Si la généralisation du CDD fait l’unanimité au sein du patronat, elle n’a pas que des adversaires au sein du salariat ; elle a aussi des adeptes. Mahmoud N., communicant institutionnel, voit dans la généralisation la consécration de la mobilité professionnelle comme constante dans la relation employeur-employé, ce qu’il qualifie d’ « avancée exceptionnelle qui permettrait à tout employé d’explorer plusieurs horizons et de vivre plusieurs expériences ». « Travailler dans un même endroit, évoluer dans un seul créneau, traquer le même horizon peut assurer une certaine stabilité financière à l’employé mais les trajectoires professionnelles plates ne sont ni créatives ni porteuses d’ambition. Or, la logique de continuité, de constance, de reproductions des schémas anciens est incompatible avec l’économie de marché qui, elle, fonctionne à une allure effrénée et mise sans cesse sur la création, l’innovation et l’ambition. Entrer dans l’économie de marché et y gagner une bonne place, c’est d’abord changer notre rapport au travail, » explique-t-il. Tarek G., ingénieur dans une entreprise privée, se dit favorable à la généralisation du CCD « mais à condition que toutes les administrations et les entreprises soient dirigées par des managers professionnels ». « Je suis prêt à opposer à mon employeur la qualité de mon travail pour demander la reconduction de mon CCD mais à condition que cet employeur soit en mesure de m’apporter l’argumentaire nécessaire lors des négociations. Car, livrer les employés à la merci des managers et d’employeurs sans raison est inacceptable, » affirme-t-il. Sarah S., enseignante universitaire considère, elle, que l’idée est « plus que géniale ». « Nombre de mes collègues travaillent dur quand ils arrivent. Ils se donnent de la peine, accompagnent les étudiants, préparent leurs cours, se documentent, etc. Mais dès qu’ils sont titularisés, ils tournent la page du sérieux et de la rigueur et se transforment miraculeusement en apôtres de la paresse et du je-m’en-foutisme. Si le CDD venait à être généralisés, ils seraient obligés de travailler sérieusement pour garder leur poste et cela va se répercuter positivement sur le niveau des étudiants », analyse-t-elle en soulignant que « l’Algérie fait partie de ses pays sous-développés où plus on a de l’expérience, moins on est intéressant et utile ».

Le nouveau dogme

Les syndicats ne s’étant pas encore exprimés sur la question, il est attendu que la grève provoquée par « la suppression de la retraite anticipée sans condition d’âge » se reproduise et concerne cette question.

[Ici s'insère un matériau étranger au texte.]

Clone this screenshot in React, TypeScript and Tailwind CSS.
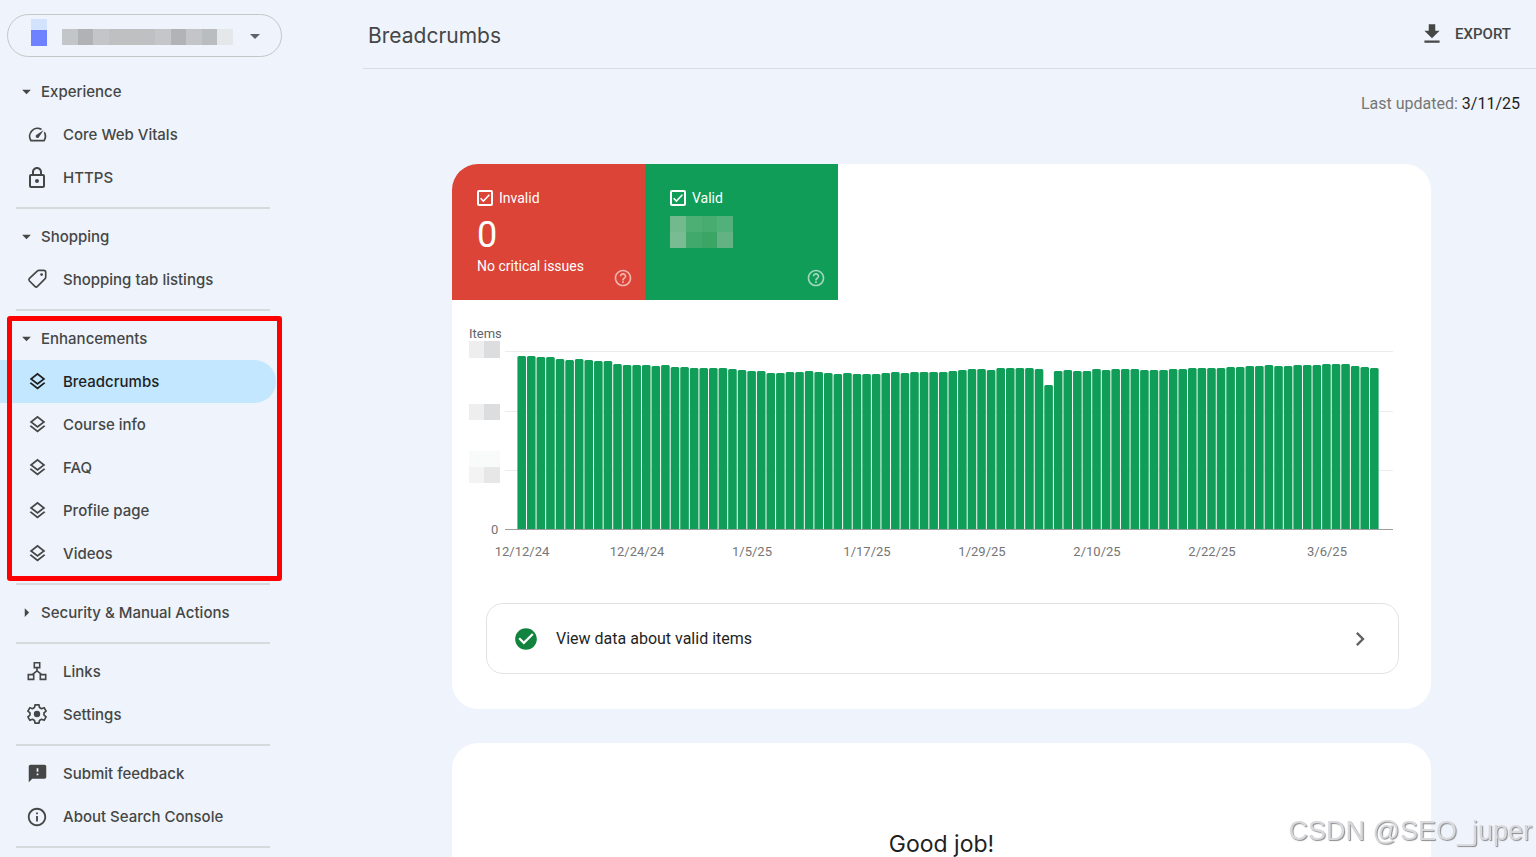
import { useState } from 'react';
import type { ReactNode } from 'react';
import {
    MdArrowDropDown,
    MdArrowRight,
    MdCheckCircle,
    MdChevronRight,
    MdFeedback,
    MdFileDownload,
    MdHelpOutline,
    MdOutlineInfo,
    MdOutlineLayers,
    MdOutlineLock,
    MdSpeed
} from 'react-icons/md';

// Bar heights in chart units, one per day starting 12/12/24
const dailyItems = [
    174, 174, 173, 173, 171, 170, 171, 170, 169, 169, 166, 165, 165, 165, 164,
    165, 163, 163, 162, 162, 162, 162, 161, 160, 159, 159, 157, 157, 158, 158,
    159, 158, 157, 156, 157, 156, 156, 156, 157, 158, 157, 158, 158, 158, 158,
    159, 160, 161, 161, 160, 162, 162, 162, 162, 161, 145, 159, 160, 159, 159,
    161, 160, 161, 161, 161, 160, 160, 160, 161, 161, 162, 162, 162, 162, 163,
    163, 164, 164, 165, 164, 164, 165, 165, 165, 166, 166, 166, 164, 163, 162
];

const dateLabels = ['12/12/24', '12/24/24', '1/5/25', '1/17/25', '1/29/25', '2/10/25', '2/22/25', '3/6/25'];

const siteNameCells = [
    'bg-[#c3c6c9]', 'bg-[#b0b2b6]', 'bg-[#c4c5c8]', 'bg-[#bec0c2]', 'bg-[#bec0c2]', 'bg-[#bec0c2]',
    'bg-[#c5c6c9]', 'bg-[#b1b3b6]', 'bg-[#c3c5c8]', 'bg-[#babdc0]', 'bg-[#e4e8eb]'
];

function TagIcon() {
    return (
        <svg viewBox="0 0 24 24" className="size-[22px]" fill="none" stroke="currentColor" strokeWidth="1.8" strokeLinejoin="round">
            <path d="M14 1.500h5.400c1.200 0 2.100.9 2.100 2.100V9c0 .6-.2 1.100-.6 1.500l-8.400 8.500c-.8.8-2 .8-2.800 0l-5.900-5.900c-.8-.8-.8-2 0-2.800l8.700-8.200c.4-.4.9-.6 1.500-.6z" />
            <circle cx="17" cy="6" r="1.500" fill="currentColor" stroke="none" />
        </svg>
    );
}

function LinksIcon() {
    return (
        <svg viewBox="0 0 22 22" className="size-[22px]" fill="none" stroke="currentColor" strokeWidth="1.6">
            <path d="M8.300 1.800h5.400v4.800H8.300zM2.300 13.600h5.400v4.800H2.300zM14.300 13.600h5.400v4.800h-5.400zM11 6.600v3.400M11 9.800l-4.800 3.800M11 9.800l4.800 3.800" />
        </svg>
    );
}

function GearIcon() {
    return (
        <svg viewBox="0 1 24 24" className="size-6" fill="none" stroke="currentColor" strokeWidth="1.7" strokeLinejoin="round">
            <path d="M10 2.800h4l.5 2.800 2 1.100 2.600-1 2 3.500-2.100 1.700v2.200l2.100 1.700-2 3.500-2.600-1-2 1.100-.5 2.800h-4l-.5-2.800-2-1.100-2.600 1-2-3.500L5 13.100v-2.200L2.900 9.200l2-3.500 2.600 1 2-1.100z" />
            <circle cx="12" cy="12" r="3.200" fill="currentColor" stroke="none" />
        </svg>
    );
}

function NavItem({ icon, label, active = false }: { icon: ReactNode; label: string; active?: boolean }) {
    return (
        <a
            href="#"
            className={
                active
                    ? 'flex h-[43px] w-[276px] items-center rounded-r-full bg-[#c2e7ff] pl-[25px] text-[#1f1f1f]'
                    : 'flex h-[43px] w-[276px] items-center pl-[25px] text-[#444746]'
            }
        >
            <span className="flex w-6 justify-center">{icon}</span>
            <span className="ml-3.5 pt-px">{label}</span>
        </a>
    );
}

function GroupTitle({ label, open = true }: { label: string; open?: boolean }) {
    return (
        <button type="button" className="flex h-[43px] items-center pl-4 text-[#444746]" aria-expanded={open}>
            {open ? <MdArrowDropDown className="size-[21px]" /> : <MdArrowRight className="size-[21px]" />}
            <span className="ml-1 pt-px">{label}</span>
        </button>
    );
}

function Divider() {
    return <hr className="mt-2 mb-1.5 ml-4 w-[254px] border-t-2 border-[#d7dadc]" />;
}

function Sidebar() {
    const layers = <MdOutlineLayers className="size-[21px]" />;

    return (
        <nav className="w-[347px] shrink-0 pt-3.5 text-[15px] font-medium">
            <button type="button" aria-label="Select property" className="ml-[7px] flex h-[43px] w-[275px] items-center rounded-full border border-[#c4c7c5] pl-[23px]">
                <span className="mb-1.5 flex h-[27px] w-4 flex-col">
                    <span className="h-[11px] bg-[#d3e3fd]" />
                    <span className="h-4 bg-[#6e82ff]" />
                </span>
                <span className="mt-0.5 ml-[15px] flex h-4 w-[171px]">
                    {siteNameCells.map((cell, i) => (
                        <span key={i} className={`flex-1 ${cell}`} />
                    ))}
                </span>
                <MdArrowDropDown className="ml-2.5 size-6 text-[#5f6368]" />
            </button>

            <div className="mt-[13px]">
                <GroupTitle label="Experience" />
                <NavItem icon={<MdSpeed className="size-[21px]" />} label="Core Web Vitals" />
                <NavItem icon={<MdOutlineLock className="size-6" />} label="HTTPS" />
            </div>
            <Divider />
            <div>
                <GroupTitle label="Shopping" />
                <NavItem icon={<TagIcon />} label="Shopping tab listings" />
            </div>
            <Divider />
            <div className="relative">
                <GroupTitle label="Enhancements" />
                <NavItem icon={layers} label="Breadcrumbs" active />
                <NavItem icon={layers} label="Course info" />
                <NavItem icon={layers} label="FAQ" />
                <NavItem icon={layers} label="Profile page" />
                <NavItem icon={layers} label="Videos" />
                <div className="pointer-events-none absolute -top-px left-[7px] h-[265px] w-[275px] rounded-[3px] border-[5px] border-[#ff0000]" />
            </div>
            <Divider />
            <GroupTitle label="Security & Manual Actions" open={false} />
            <Divider />
            <div>
                <NavItem icon={<LinksIcon />} label="Links" />
                <NavItem icon={<GearIcon />} label="Settings" />
            </div>
            <Divider />
            <div>
                <NavItem icon={<MdFeedback className="size-[21px]" />} label="Submit feedback" />
                <NavItem icon={<MdOutlineInfo className="size-[22px]" />} label="About Search Console" />
            </div>
            <Divider />
        </nav>
    );
}

interface StatusTileProps {
    label: string;
    color: string;
    checked: boolean;
    onToggle: () => void;
    children: ReactNode;
}

function StatusTile({ label, color, checked, onToggle, children }: StatusTileProps) {
    return (
        <div className={`relative h-[136px] w-[193px] pt-6 pl-[25px] text-white ${color}`}>
            <label className="flex h-5 items-center text-sm">
                <span className="relative flex size-4">
                    <input
                        type="checkbox"
                        checked={checked}
                        onChange={onToggle}
                        className="peer size-4 appearance-none rounded-[2px] border-2 border-white"
                    />
                    <svg viewBox="0 0 16 16" className="pointer-events-none absolute inset-0 hidden size-4 peer-checked:block" fill="none" stroke="currentColor" strokeWidth="1.6">
                        <path d="M3.600 8.200l2.800 2.800 6-6.200" />
                    </svg>
                </span>
                <span className="ml-1.5">{label}</span>
            </label>
            {children}
            <button type="button" aria-label={`About ${label}`} className="absolute right-3 bottom-3 text-white/60">
                <MdHelpOutline className="size-5" />
            </button>
        </div>
    );
}

function ItemsChart() {
    return (
        <svg viewBox="0 0 924 236" className="mt-[25px] ml-[17px] block w-[924px] max-w-full" role="img" aria-label="Items per day">
            <g fontFamily="Roboto, sans-serif" fontSize="13" fill="#757575">
                <text x="0" y="13" fill="#5f6368">Items</text>
                <text x="22" y="209">0</text>
                {dateLabels.map((date, i) => (
                    <text key={date} x={53 + i * 115} y="231" textAnchor="middle">{date}</text>
                ))}
            </g>
            {/* hidden axis values */}
            <g>
                <rect x="0" y="16" width="15" height="17" fill="#eeeeee" />
                <rect x="15" y="16" width="16" height="17" fill="#dcdddf" />
                <rect x="0" y="79" width="15" height="16" fill="#eeeeef" />
                <rect x="15" y="79" width="16" height="16" fill="#dcdddf" />
                <rect x="0" y="126" width="31" height="16" fill="#f9fafa" />
                <rect x="0" y="142" width="15" height="16" fill="#f3f3f4" />
                <rect x="15" y="142" width="16" height="16" fill="#e7e7e8" />
            </g>
            {[26, 86, 145].map((y) => (
                <rect key={y} x="36" y={y} width="888" height="1" fill="#ececec" />
            ))}
            {dailyItems.map((height, i) => (
                <path
                    key={i}
                    d={`M${48.4 + i * 9.58} 205v-${height - 1.5}q0-1.5 1.5-1.5h5.6q1.5 0 1.5 1.5v${height - 1.5}z`}
                    fill="#0f9d58"
                />
            ))}
            <rect x="36" y="204" width="888" height="1" fill="#9e9e9e" />
        </svg>
    );
}

export default function App() {
    const [showInvalid, setShowInvalid] = useState(true);
    const [showValid, setShowValid] = useState(true);

    return (
        <div className="flex h-screen overflow-hidden bg-[#eff3fb] font-['Inter',sans-serif]">
            <Sidebar />

            <main className="min-w-0 flex-1">
                <header className="ml-4 flex h-[69px] items-center justify-between border-b border-[#dadddf] pr-[25px] pl-[5px]">
                    <h1 className="pt-1 text-[21px] text-[#444746]">Breadcrumbs</h1>
                    <button type="button" className="flex items-center gap-2.5 font-['Roboto',sans-serif] text-[15px] font-medium text-[#444746]">
                        <MdFileDownload className="size-[26px]" />
                        EXPORT
                    </button>
                </header>

                <p className="mt-[25px] pr-4 text-right font-['Roboto',sans-serif] text-base leading-5 text-[#757775]">
                    Last updated: <span className="text-[#1f1f1f]">3/11/25</span>
                </p>

                <section className="mx-auto mt-[50px] max-w-[979px] overflow-hidden rounded-[26px] bg-white pb-[35px] font-['Roboto',sans-serif]">
                    <div className="flex">
                        <StatusTile label="Invalid" color="bg-[#db4437]" checked={showInvalid} onToggle={() => setShowInvalid(!showInvalid)}>
                            <p className="mt-2 text-4xl leading-[38px]">0</p>
                            <p className="mt-0.5 text-sm">No critical issues</p>
                        </StatusTile>
                        <StatusTile label="Valid" color="bg-[#0f9d58]" checked={showValid} onToggle={() => setShowValid(!showValid)}>
                            <div className="mt-2 grid h-8 w-[63px] grid-cols-4">
                                <span className="bg-[#72b98e]" />
                                <span className="bg-[#4daf74]" />
                                <span className="bg-[#48ac71]" />
                                <span className="bg-[#52b17a]" />
                                <span className="bg-[#79bb92]" />
                                <span className="bg-[#41a96b]" />
                                <span className="bg-[#3ba565]" />
                                <span className="bg-[#64b283]" />
                            </div>
                        </StatusTile>
                    </div>

                    <ItemsChart />

                    <a href="#" className="mr-8 ml-[34px] mt-[42px] flex h-[71px] items-center rounded-[17px] border border-[#e0e2e3] pr-6 pl-[26px] text-[#1f1f1f]">
                        <MdCheckCircle className="size-[26px] text-[#12833e]" />
                        <span className="ml-[17px] flex-1">View data about valid items</span>
                        <MdChevronRight className="size-7 text-[#5f6368]" />
                    </a>
                </section>

                <section className="mx-auto mt-[34px] h-60 max-w-[979px] rounded-[26px] bg-white pt-[85px] text-center">
                    <h2 className="text-[23px] leading-8 text-[#1f1f1f]">Good job!</h2>
                </section>
            </main>

            <div className="pointer-events-none fixed right-1 bottom-2 font-['Liberation_Sans',sans-serif] text-[27px] leading-9 text-[#d8d9dc] [text-shadow:1px_1px_1px_#8c8c8c]">
                CSDN @SEO_juper
            </div>
        </div>
    );
}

Mais,  bien que la réglementation du travail ne soit plus considérée  par les institutions internationales, notamment la Banque mondiale et le FMI, comme étant un indicateur incontournable de croissance  depuis  2011, il n’en demeure pas que celle-ci doit être réformée pour se mettre au diapason des nouvelles exigences de l’économie de marché à laquelle s’arrime progressivement l’économie algérienne. En touchant à la législation de travail et particulièrement à la relation employeur-employé, le Gouvernement, qui agit probablement sous la pression des patrons, veut faire entrer le libéralisme par la grande porte. C’est peut-être tôt. Ce n’est peut-être pas le moment. Néanmoins, en ces temps de grande dèche, de stress budgétaire et de crise financière, passer de la protection du salariat à la protection du capital représente une urgence aussi bien pour le patronat algérien que pour le Gouvernement. C’est le nouveau dogme.